Copy each line of the records that holds the string "this".

======== Extracted material ========

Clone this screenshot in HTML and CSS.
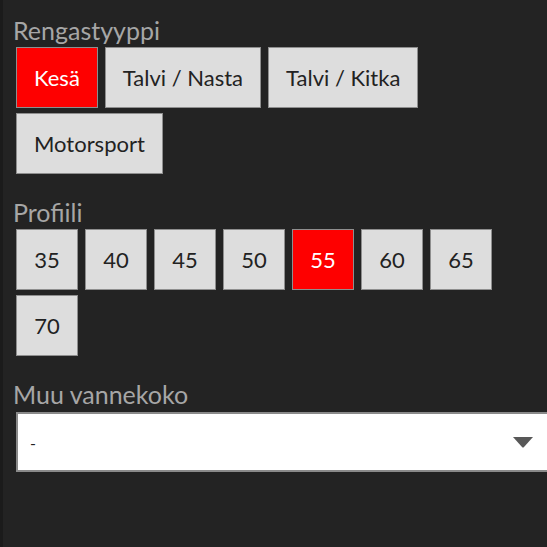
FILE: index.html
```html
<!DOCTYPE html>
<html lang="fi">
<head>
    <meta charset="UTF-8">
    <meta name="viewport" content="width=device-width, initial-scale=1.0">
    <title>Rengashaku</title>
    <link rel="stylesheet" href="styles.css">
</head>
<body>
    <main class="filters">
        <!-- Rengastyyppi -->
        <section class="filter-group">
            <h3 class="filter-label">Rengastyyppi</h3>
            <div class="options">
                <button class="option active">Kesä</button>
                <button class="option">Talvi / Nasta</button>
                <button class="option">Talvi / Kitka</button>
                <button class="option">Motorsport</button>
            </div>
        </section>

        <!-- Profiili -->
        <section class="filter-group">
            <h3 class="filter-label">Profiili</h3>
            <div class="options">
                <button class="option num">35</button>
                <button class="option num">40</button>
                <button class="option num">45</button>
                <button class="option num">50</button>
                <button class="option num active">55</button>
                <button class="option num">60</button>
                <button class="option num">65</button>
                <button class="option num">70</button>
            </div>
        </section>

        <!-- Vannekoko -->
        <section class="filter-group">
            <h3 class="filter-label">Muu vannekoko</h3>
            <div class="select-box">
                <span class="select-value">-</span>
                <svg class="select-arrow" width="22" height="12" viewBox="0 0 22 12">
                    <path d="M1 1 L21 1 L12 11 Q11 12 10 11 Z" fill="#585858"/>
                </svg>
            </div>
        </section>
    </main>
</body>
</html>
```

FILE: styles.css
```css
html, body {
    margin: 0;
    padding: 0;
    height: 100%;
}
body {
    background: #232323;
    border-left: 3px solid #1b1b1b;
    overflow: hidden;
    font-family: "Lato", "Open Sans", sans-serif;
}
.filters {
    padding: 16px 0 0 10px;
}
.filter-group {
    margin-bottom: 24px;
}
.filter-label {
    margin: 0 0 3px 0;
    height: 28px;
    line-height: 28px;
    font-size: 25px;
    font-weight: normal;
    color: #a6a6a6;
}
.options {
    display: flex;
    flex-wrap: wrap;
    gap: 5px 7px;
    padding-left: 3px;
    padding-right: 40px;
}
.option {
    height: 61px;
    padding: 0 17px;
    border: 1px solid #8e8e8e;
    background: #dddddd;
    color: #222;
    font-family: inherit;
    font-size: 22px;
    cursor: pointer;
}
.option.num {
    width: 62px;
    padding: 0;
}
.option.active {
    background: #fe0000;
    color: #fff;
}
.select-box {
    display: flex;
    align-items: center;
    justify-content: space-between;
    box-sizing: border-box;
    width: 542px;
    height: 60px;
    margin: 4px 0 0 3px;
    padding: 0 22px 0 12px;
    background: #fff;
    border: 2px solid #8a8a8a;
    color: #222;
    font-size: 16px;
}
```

========
======== Extracted material ========

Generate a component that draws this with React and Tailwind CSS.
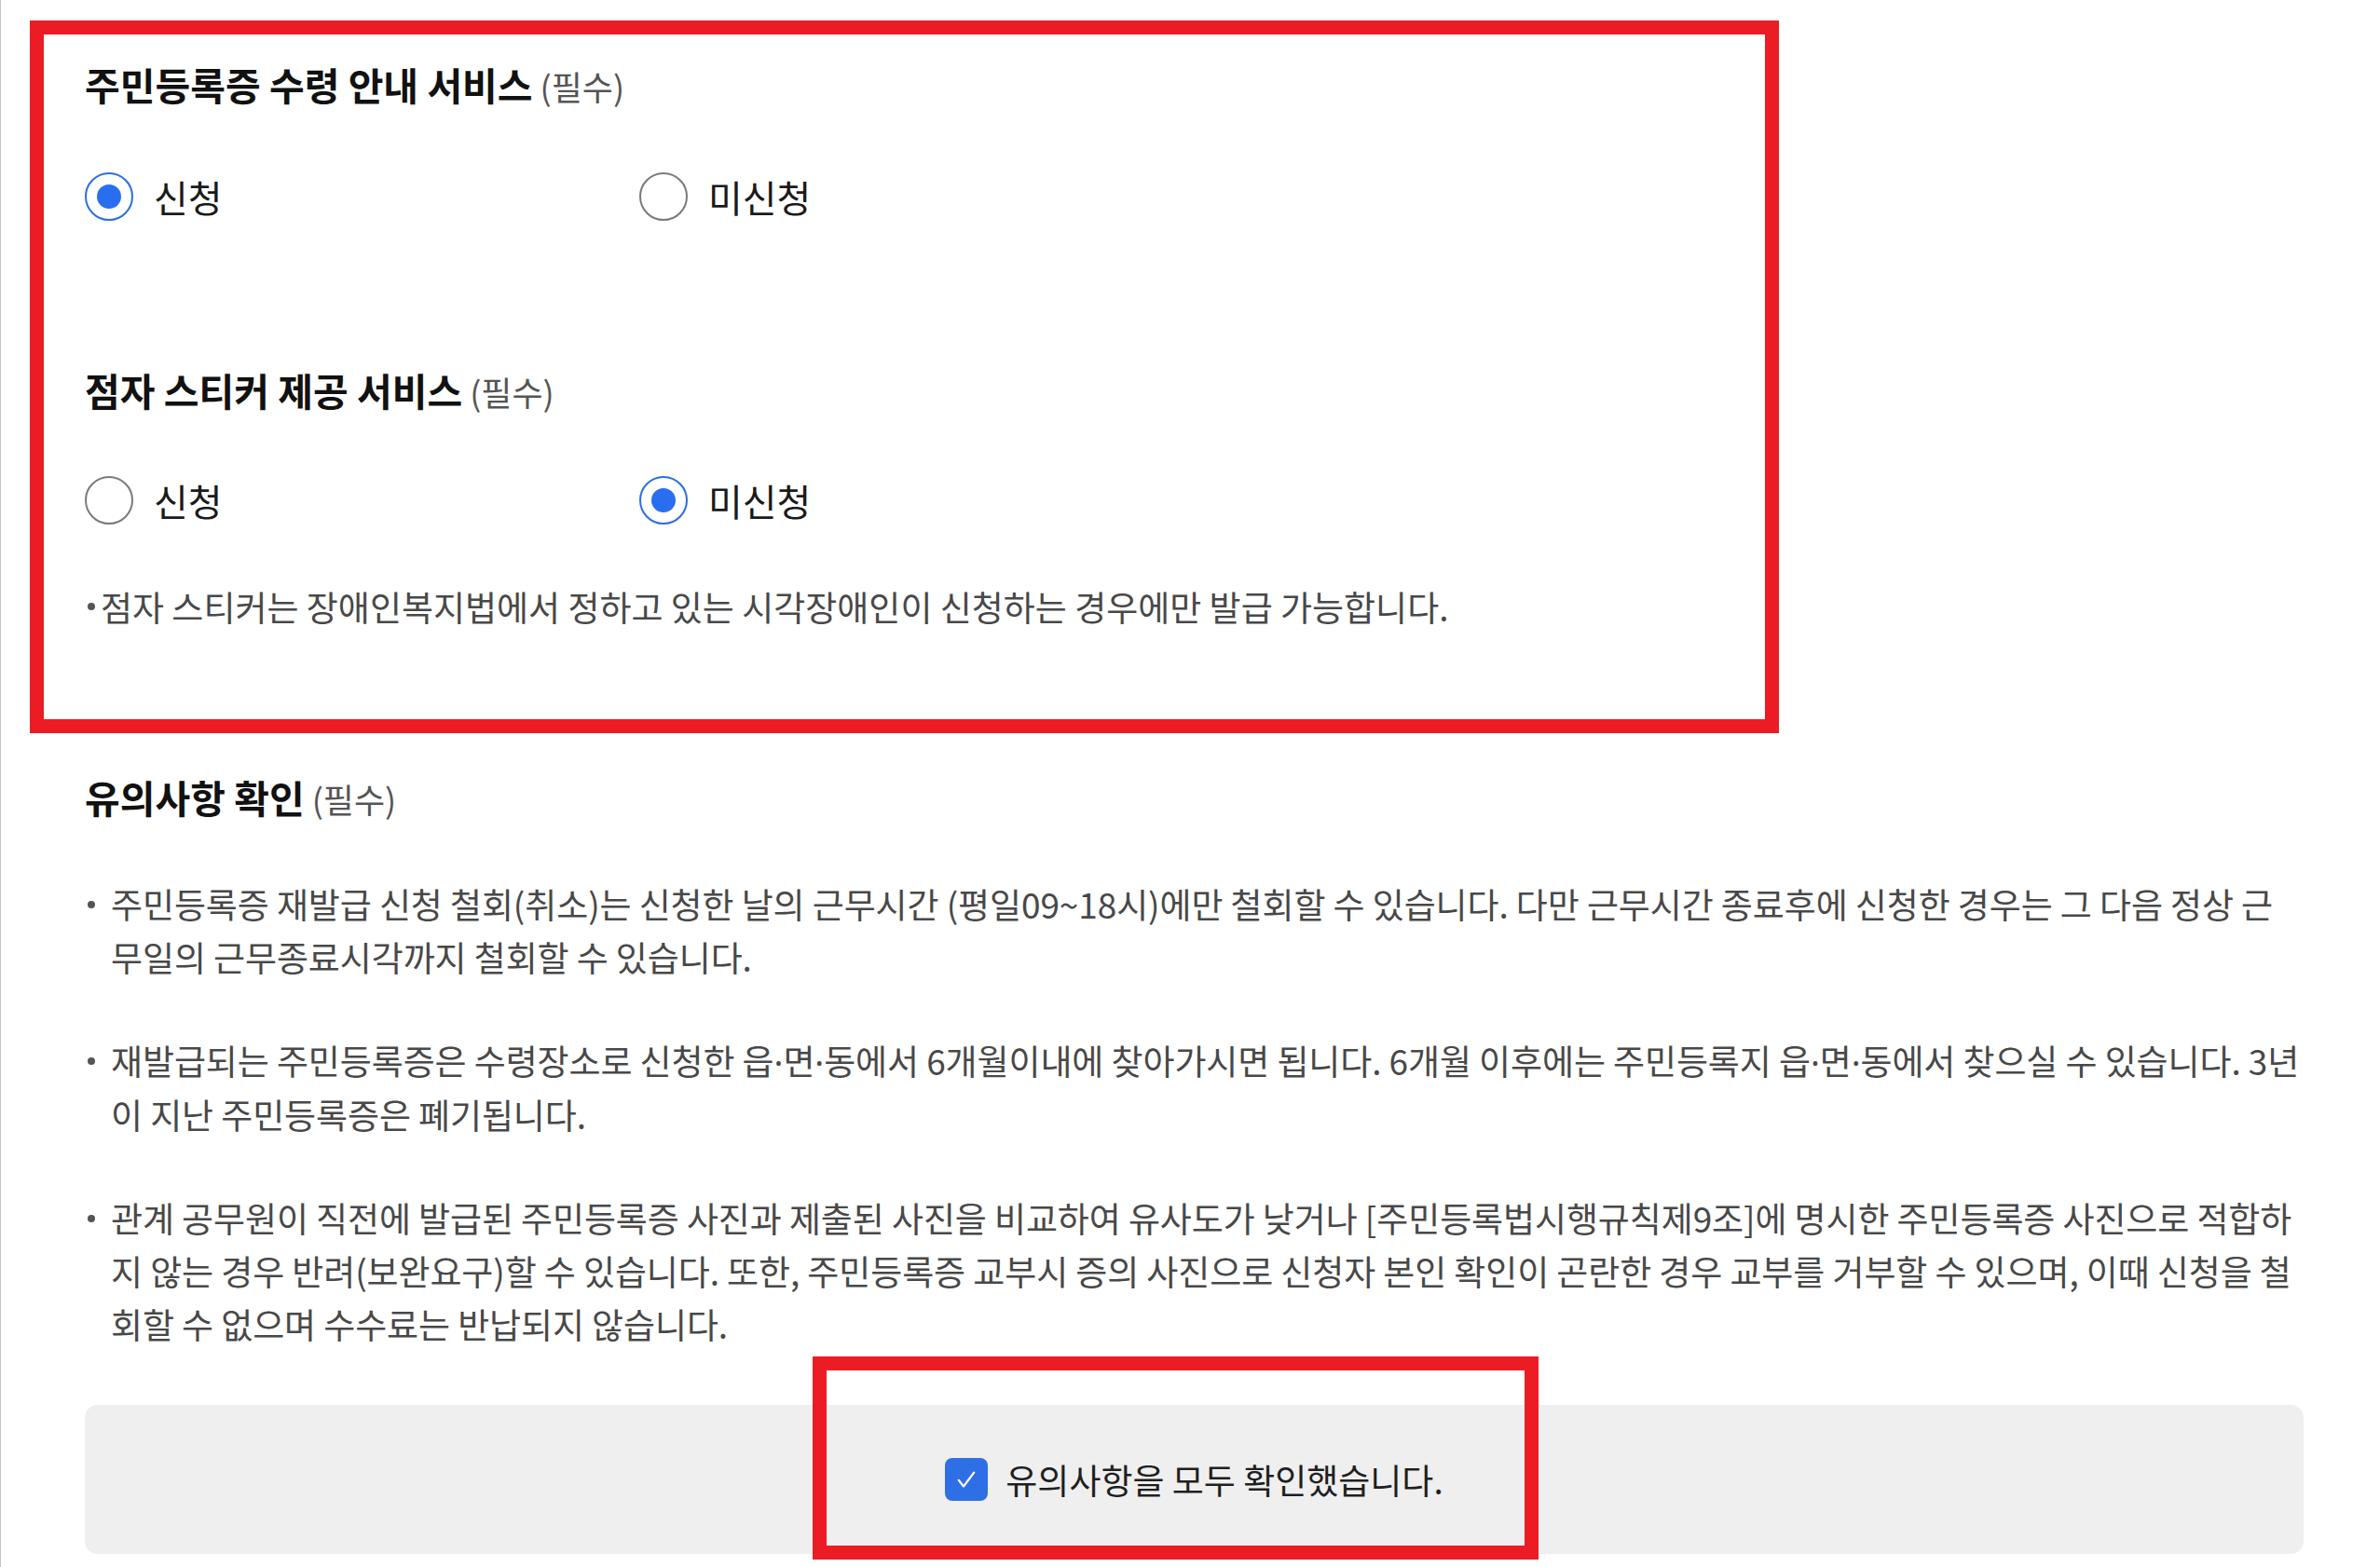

========

**Result**:
Clone this screenshot in HTML and CSS.
Generate a component that draws this with React and Tailwind CSS.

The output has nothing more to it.